I brake for snakes
This past Friday I was driving along when I saw a squiggly vision on the pavement in front of me. A snake. Probably a black snake, but I didn’t really take time to examine it. I swerved and hoped for the best. I looked in my rearview mirror and gave a sigh of relief. I missed it.
I thought about turning around and trying to help the snake to safety, but I couldn’t figure out how to do that on a curvy two-lane busy road with no shoulders. It also occurred to me that I had no idea how to hurry a snake across the road.
I flashed my lights at the next oncoming car, meaning “be prepared to swerve around the snake.” Probably the driver thought I meant look out for the speed trap or the accident ahead or one of those rare, unmarked construction zones. I worried about that snake all afternoon. On my way home I looked for a flattened snake on the pavement and didn’t see one. That made my day. (I am easy to please.)
My childhood wasn’t full of little cages for bugs or buckets for frogs. I am quite content to leave these critters in their own habitats. I will carry a daddy-long-legs outside but call my other half to step on or otherwise take care of other spiders, especially the black ones.
I did come face to face with a vole once. I was kneeling, weeding the garden, and he poked his head out of the hole right next to me. That is the only time I ever thought voles were cute. They are marauders, pillaging my gardens like no other critter. Even the deer leave the roots alone.
Contrary to all rules of the road, I sometimes swerve to avoid squirrels. I know they are dumb enough to turn around and run the way I swerve, but all of my instincts – which are attached to my brake foot and my steering hands – converge at that moment to try to save the squirrel. So far, all squirrels have managed to miss my car.

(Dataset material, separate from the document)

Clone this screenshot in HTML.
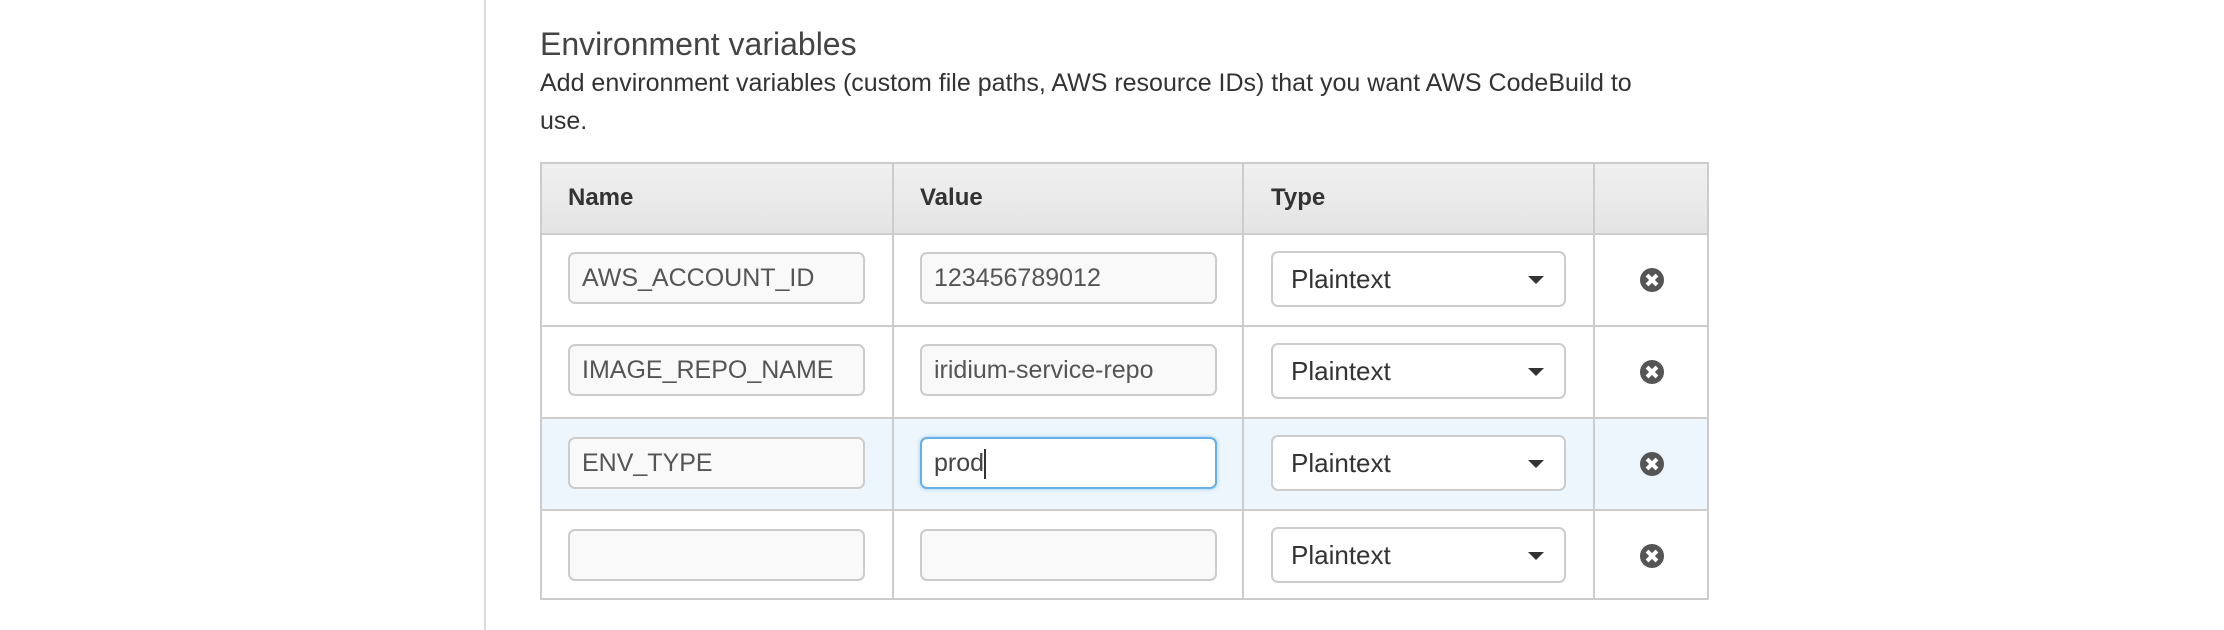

I have never understood my instincts to save squirrels. They are rodents. They eat enough sunflower seeds to break our budget, and when they are bored, they chew on the deck railing. So my other half, after swearing it would not kill them, electrified our metal birdfeeder. It works, but every spring we have a new batch of adolescent critters to educate. It usually takes more than one zap for them to learn that no matter how enticing those sunflower seeds are, it is not going to happen.
Our very fashionable “water feature” becomes a frog pond every year. I can’t bear to assassinate all those tadpoles in favor of a clean pond. My other half has given in – or lets me take the blame for a murky pond. Then he doesn’t have to come across as a sap for frogs.